E o paraibano Sacal dividiu opiniões, tanto entre jornalistas como no público. É uma banda de rap, com todos os trejeitos e vícios de toda banda de rap. Para sair da armadilha de cair no lugar-comum do estilo, existem duas opções: fazer um som diferente, como no caso do Faces do Subúrbio, que misturava embolada com rap. Ou, então, ser muito bom letrista. E conseguir a dura tarefa de cantar letras quilométricas sem dispersar, mantendo a atenção do público. Para mim, o Sacal pareceu fraco tanto no som como nas letras (não, não vou cair no trocadilho fácil do nome do grupo). Mas muita gente gostou e cantou junto. Vai ver que captaram algo que não fui capaz de perceber.
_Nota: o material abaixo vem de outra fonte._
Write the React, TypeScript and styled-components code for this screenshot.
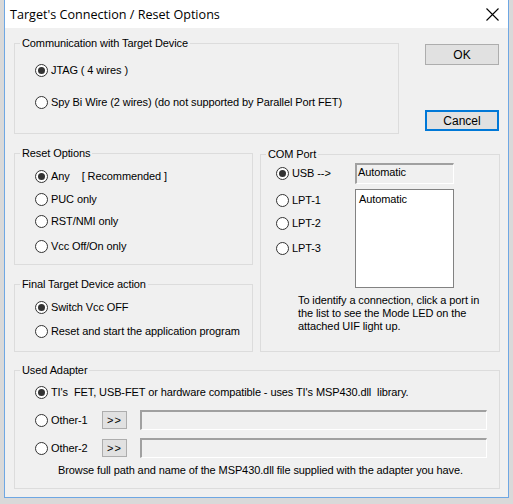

Dane-se o politicamente correto: o Burro Morto é uma das melhores bandas do Brasil. Como só percebi agora que a raiz da obra da banda é Fela Kuti? Que o nigeriano é o fio condutor de todo o seu trabalho. Vai ver (e aí a coisa fica ainda mais impressionante) que é porque o Burro Morto o faz de maneira tão própria, tão sua, que Fela Kuti parece mais uma entre tantas influências. E aí é preciso enfatizar a diferença entre influência e cópia. Influência é adaptar algo ao seu estilo. E é isso que o Burro Morto faz. E o mais bacana é que vem conquistando reconhecimento popular. Mesmo que, à primeira vista, seu som pareça hermético demais. Isso acaba com aquela premissa que reza que o público é burro. O show deles foi o mais concorrido da noite. Tudo parece uma longa jam experimental, mas feita com tamanha entrega e competência que contagia quem está ao redor. Somos levados a crer que também estamos no palco, tamanha é a simbiose estabelecida entre público e banda. Um dos melhores shows que vi em 2009.
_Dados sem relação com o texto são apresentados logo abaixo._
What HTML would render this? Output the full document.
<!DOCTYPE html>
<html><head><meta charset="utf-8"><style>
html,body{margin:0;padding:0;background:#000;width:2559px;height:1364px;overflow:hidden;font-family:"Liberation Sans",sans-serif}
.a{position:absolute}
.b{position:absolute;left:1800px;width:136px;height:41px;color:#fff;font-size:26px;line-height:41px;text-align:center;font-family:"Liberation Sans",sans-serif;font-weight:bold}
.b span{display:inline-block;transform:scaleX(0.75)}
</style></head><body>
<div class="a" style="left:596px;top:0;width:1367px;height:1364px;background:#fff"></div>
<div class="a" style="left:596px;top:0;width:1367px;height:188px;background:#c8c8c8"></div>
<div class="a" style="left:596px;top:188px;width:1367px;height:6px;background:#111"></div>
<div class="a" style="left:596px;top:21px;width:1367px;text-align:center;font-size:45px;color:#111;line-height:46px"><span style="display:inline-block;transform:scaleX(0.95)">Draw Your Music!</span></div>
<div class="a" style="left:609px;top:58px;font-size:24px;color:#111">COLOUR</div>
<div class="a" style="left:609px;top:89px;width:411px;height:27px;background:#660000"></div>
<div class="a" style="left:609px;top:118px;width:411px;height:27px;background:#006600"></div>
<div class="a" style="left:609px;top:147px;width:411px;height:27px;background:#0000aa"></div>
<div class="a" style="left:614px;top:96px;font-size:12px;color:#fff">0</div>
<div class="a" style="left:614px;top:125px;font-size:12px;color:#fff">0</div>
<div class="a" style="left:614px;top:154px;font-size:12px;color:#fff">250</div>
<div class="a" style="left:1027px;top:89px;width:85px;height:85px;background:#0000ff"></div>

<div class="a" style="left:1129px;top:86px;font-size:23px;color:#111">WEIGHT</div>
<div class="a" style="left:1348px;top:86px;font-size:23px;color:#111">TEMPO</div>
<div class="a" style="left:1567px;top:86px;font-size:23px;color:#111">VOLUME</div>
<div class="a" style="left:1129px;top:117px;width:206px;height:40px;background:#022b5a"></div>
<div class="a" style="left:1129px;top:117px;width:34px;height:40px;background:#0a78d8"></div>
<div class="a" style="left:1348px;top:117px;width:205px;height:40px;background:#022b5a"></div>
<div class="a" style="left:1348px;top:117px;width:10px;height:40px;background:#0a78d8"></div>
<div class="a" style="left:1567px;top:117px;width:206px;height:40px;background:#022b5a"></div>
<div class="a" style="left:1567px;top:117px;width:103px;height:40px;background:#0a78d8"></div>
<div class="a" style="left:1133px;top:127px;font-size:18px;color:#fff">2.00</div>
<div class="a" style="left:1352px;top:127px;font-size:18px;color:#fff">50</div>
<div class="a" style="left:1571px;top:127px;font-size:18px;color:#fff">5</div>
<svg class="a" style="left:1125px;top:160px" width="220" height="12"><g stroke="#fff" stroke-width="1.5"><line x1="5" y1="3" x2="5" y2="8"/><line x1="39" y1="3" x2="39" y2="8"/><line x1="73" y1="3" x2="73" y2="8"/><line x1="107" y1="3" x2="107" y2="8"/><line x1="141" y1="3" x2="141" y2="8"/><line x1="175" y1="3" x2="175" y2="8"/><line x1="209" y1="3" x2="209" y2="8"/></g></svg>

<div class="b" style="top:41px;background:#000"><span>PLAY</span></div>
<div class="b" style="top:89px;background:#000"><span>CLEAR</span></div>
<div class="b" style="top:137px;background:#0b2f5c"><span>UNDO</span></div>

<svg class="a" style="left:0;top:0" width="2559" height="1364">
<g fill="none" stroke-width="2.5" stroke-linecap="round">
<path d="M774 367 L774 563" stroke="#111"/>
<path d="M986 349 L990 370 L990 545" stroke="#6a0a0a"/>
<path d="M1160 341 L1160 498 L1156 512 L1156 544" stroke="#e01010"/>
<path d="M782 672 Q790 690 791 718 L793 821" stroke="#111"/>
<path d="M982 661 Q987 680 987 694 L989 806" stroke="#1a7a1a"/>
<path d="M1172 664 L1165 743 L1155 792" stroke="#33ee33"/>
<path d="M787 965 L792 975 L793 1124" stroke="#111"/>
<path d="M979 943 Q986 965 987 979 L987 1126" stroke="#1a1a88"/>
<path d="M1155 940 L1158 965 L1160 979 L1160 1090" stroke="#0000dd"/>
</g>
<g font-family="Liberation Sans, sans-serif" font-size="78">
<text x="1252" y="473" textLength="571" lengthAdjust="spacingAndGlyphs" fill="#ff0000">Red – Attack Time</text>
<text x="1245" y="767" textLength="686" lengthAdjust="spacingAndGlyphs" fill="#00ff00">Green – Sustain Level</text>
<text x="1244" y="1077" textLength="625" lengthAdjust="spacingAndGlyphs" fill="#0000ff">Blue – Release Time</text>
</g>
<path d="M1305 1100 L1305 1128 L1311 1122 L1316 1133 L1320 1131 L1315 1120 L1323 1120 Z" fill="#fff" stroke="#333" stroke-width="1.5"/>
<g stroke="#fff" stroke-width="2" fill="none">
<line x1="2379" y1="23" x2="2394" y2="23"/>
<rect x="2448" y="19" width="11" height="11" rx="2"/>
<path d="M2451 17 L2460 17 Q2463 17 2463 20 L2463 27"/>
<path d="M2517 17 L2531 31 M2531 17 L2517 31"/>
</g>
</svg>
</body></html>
Como a vida não é perfeita, veio na seqüência os insuportáveis Eklips, DJ Nelson e Marko 93. O público não arredou pé, e parte disso pode ser credenciada a carência de shows internacionais em João Pessoa. Porque o dos franceses foi tremendamente chato, batido, monocórdio, enfadonho. Daqueles que dão vontade de saber onde fica o botão que desliga tudo. Pelo menos o público gostou. Mas, na boa, não chegam nem na unha do dedo mindinho do pé do Burro Morto…
10 Comments
Adorarai que os jornalista e colegas de Recife viessem sempre a João Pessoa!!! a surpresa é sempre essa – mas é isso… somos vizinhos e ninguém se aproveita disso!! Bora açi tomar uma xícara de café :)
Muito bom o Festival Mundo quem venha mais!
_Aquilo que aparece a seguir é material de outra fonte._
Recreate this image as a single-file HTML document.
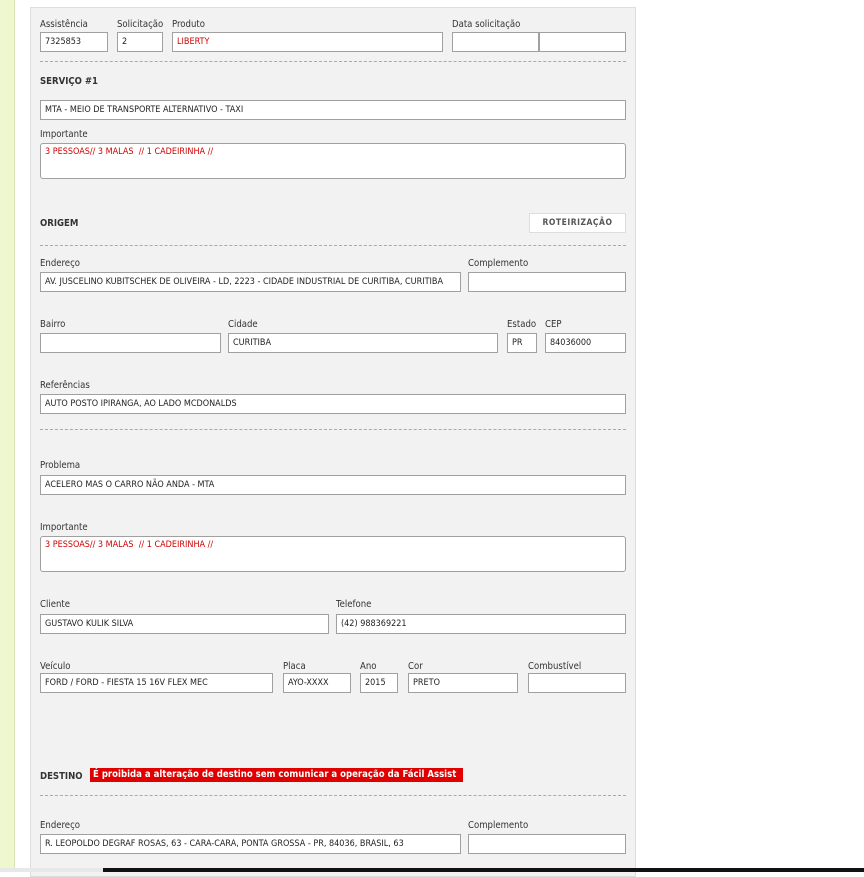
<!DOCTYPE html><html><head><meta charset="utf-8"><style>
*{box-sizing:border-box;margin:0;padding:0}
body{width:864px;height:872px;background:#fff;position:relative;overflow:hidden;font-family:Tahoma,"DejaVu Sans Condensed","Liberation Sans",sans-serif;font-size:9px;color:#333}
.a{position:absolute}
.l{position:absolute;font-size:9.5px;color:#333;white-space:nowrap;margin-top:1px}
.i{position:absolute;background:#fff;border:1px solid #a0a0a0;height:20px;font-size:9px;padding:0 0 0 4px;line-height:18px;white-space:nowrap;overflow:hidden;color:#222}
.t{position:absolute;background:#fff;border:1px solid #a0a0a0;border-radius:3px;height:36px;font-size:9px;padding:3px 4px;color:#d00000}
.r{color:#d00000}
.h{position:absolute;font-weight:bold;font-size:9.5px;color:#333;margin-top:1px}
.d{position:absolute;left:40px;width:586px;border-top:1px dashed #aaa;height:0}
</style></head><body>
<div class="a" style="left:0;top:0;width:15px;height:872px;background:#eef7cf;border-right:1px solid #d8e2b4"></div>
<div class="a" style="left:30px;top:7px;width:606px;height:870px;background:#f2f2f2;border:1px solid #ddd"></div>

<div class="l" style="left:40px;top:18px">Assistência</div>
<div class="l" style="left:117px;top:18px">Solicitação</div>
<div class="l" style="left:172px;top:18px">Produto</div>
<div class="l" style="left:452px;top:18px">Data solicitação</div>
<div class="i" style="left:40px;top:32px;width:68px">7325853</div>
<div class="i" style="left:117px;top:32px;width:46px">2</div>
<div class="i r" style="left:172px;top:32px;width:271px">LIBERTY</div>
<div class="i" style="left:452px;top:32px;width:87px"></div>
<div class="i" style="left:539px;top:32px;width:87px"></div>
<div class="d" style="top:61px"></div>

<div class="h" style="left:40px;top:75px">SERVIÇO #1</div>
<div class="i" style="left:40px;top:100px;width:586px">MTA - MEIO DE TRANSPORTE ALTERNATIVO - TAXI</div>
<div class="l" style="left:40px;top:128px">Importante</div>
<div class="t" style="left:40px;top:143px;width:586px">3 PESSOAS// 3 MALAS &nbsp;// 1 CADEIRINHA //</div>

<div class="h" style="left:40px;top:217px">ORIGEM</div>
<div class="a" style="left:529px;top:213px;width:97px;height:20px;background:#fff;border:1px solid #ddd;font-weight:bold;font-size:8.5px;color:#555;text-align:center;line-height:18px;letter-spacing:.5px">ROTEIRIZAÇÃO</div>
<div class="d" style="top:245px"></div>

<div class="l" style="left:40px;top:257px">Endereço</div>
<div class="l" style="left:468px;top:257px">Complemento</div>
<div class="i" style="left:40px;top:272px;width:421px">AV. JUSCELINO KUBITSCHEK DE OLIVEIRA - LD, 2223 - CIDADE INDUSTRIAL DE CURITIBA, CURITIBA</div>
<div class="i" style="left:468px;top:272px;width:158px"></div>

<div class="l" style="left:40px;top:318px">Bairro</div>
<div class="l" style="left:228px;top:318px">Cidade</div>
<div class="l" style="left:507px;top:318px">Estado</div>
<div class="l" style="left:545px;top:318px">CEP</div>
<div class="i" style="left:40px;top:333px;width:181px"></div>
<div class="i" style="left:228px;top:333px;width:270px">CURITIBA</div>
<div class="i" style="left:507px;top:333px;width:30px">PR</div>
<div class="i" style="left:545px;top:333px;width:81px">84036000</div>

<div class="l" style="left:40px;top:379px">Referências</div>
<div class="i" style="left:40px;top:394px;width:586px">AUTO POSTO IPIRANGA, AO LADO MCDONALDS</div>
<div class="d" style="top:429px"></div>

<div class="l" style="left:40px;top:459px">Problema</div>
<div class="i" style="left:40px;top:475px;width:586px">ACELERO MAS O CARRO NÃO ANDA - MTA</div>
<div class="l" style="left:40px;top:521px">Importante</div>
<div class="t" style="left:40px;top:536px;width:586px">3 PESSOAS// 3 MALAS &nbsp;// 1 CADEIRINHA //</div>

<div class="l" style="left:40px;top:598px">Cliente</div>
<div class="l" style="left:336px;top:598px">Telefone</div>
<div class="i" style="left:40px;top:614px;width:289px">GUSTAVO KULIK SILVA</div>
<div class="i" style="left:336px;top:614px;width:290px">(42) 988369221</div>

<div class="l" style="left:40px;top:660px">Veículo</div>
<div class="l" style="left:283px;top:660px">Placa</div>
<div class="l" style="left:360px;top:660px">Ano</div>
<div class="l" style="left:408px;top:660px">Cor</div>
<div class="l" style="left:528px;top:660px">Combustível</div>
<div class="i" style="left:40px;top:673px;width:233px">FORD / FORD - FIESTA 15 16V FLEX MEC</div>
<div class="i" style="left:283px;top:673px;width:68px">AYO-XXXX</div>
<div class="i" style="left:360px;top:673px;width:38px">2015</div>
<div class="i" style="left:408px;top:673px;width:110px">PRETO</div>
<div class="i" style="left:528px;top:673px;width:98px"></div>

<div class="h" style="left:40px;top:770px">DESTINO</div>
<div class="a" style="left:90px;top:768px;width:373px;height:14px;background:#e00000;color:#fff;font-weight:bold;font-size:9.5px;line-height:14px;padding-left:3px;white-space:nowrap">É proibida a alteração de destino sem comunicar a operação da Fácil Assist</div>
<div class="d" style="top:795px"></div>

<div class="l" style="left:40px;top:819px">Endereço</div>
<div class="l" style="left:468px;top:819px">Complemento</div>
<div class="i" style="left:40px;top:834px;width:421px">R. LEOPOLDO DEGRAF ROSAS, 63 - CARA-CARA, PONTA GROSSA - PR, 84036, BRASIL, 63</div>
<div class="i" style="left:468px;top:834px;width:158px"></div>

<div class="a" style="left:0;top:868px;width:103px;height:4px;background:#e8e8e8"></div>
<div class="a" style="left:103px;top:868px;width:761px;height:4px;background:#111"></div>
</body></html>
Psiu, só um parenteses… Sacal não é rap, é ragga! E sim, existe uma diferença ai…
Trejeitos de banda de rap? Onde estão as correntes, a mania de falar que é favelado ou usar um boné de lado?
Eu vi foi pé e raíz no chão, e um único representante do ragga em todo o nordeste!
Obrigada!
=)
Ah, e concordo quando vc diz que Burro Morto é uma das melhores bandas do Brasil!
;)
*adoraria
**ali
:)
Opa, muito massa sua resenha, sou da banda Cerva Grátis, só pra corrigir um erro, a música do Little Quail não foi tocada ano passado, essa música colocamos no repertório recentemente para tocar no Festival Mundo desse ano. :)
Gostei da resenha. quero ver a do segundo dia, que vi também que gostou bastante da Blue SHeep! :) o Rock não para! Vamsimbora!
rap e ragga são bem diferentes. depois fui procurar esse Sacal que falaram aí e o cara é bom mesmo. é dancehall, raggamuffin e essas coisas, mas rap mesmo não é
como tem mulher bonita em João Pessoa! Se você ainda não conhece a capital paraibana, fica a dica. Garanto que não vai se arrepender…
Assino e dou fé! :P
hahahahahaha
Po Hugo, como voce ainda nao tinha se tocado do Fela kuti?! Eu acho ate explicito a parada, se o cd da Burro Morto saisse esse ano ainda, seria o melhor do ano facinho… :)
E cada vez mais me arrependo de nao ter ido pro mundo desse ano…
Cara antes de vc por suas resenhas vc deveriam deixar de escutar menos metal e abrir sua mente pra outros tipos de musica ,e aprender a ponderar-se mais a suas criticas tbm ,,,
peace out
A influência de Fela Kuti, e de Afro Beat de uma forma geral, sempre foi algo muito aparente no som do Burro Morto. Mas antes tarde do que nunca.
Fala Hugo, no Festival Dosol vou cobrar a resenha hein? heheheheh aproveito pra te dar o ep da gente também, que quando te prometi, fui pegar e já tinha acabado(bom ou ruim?), hehehe mas no Dosol nós se ve e com resenha hein??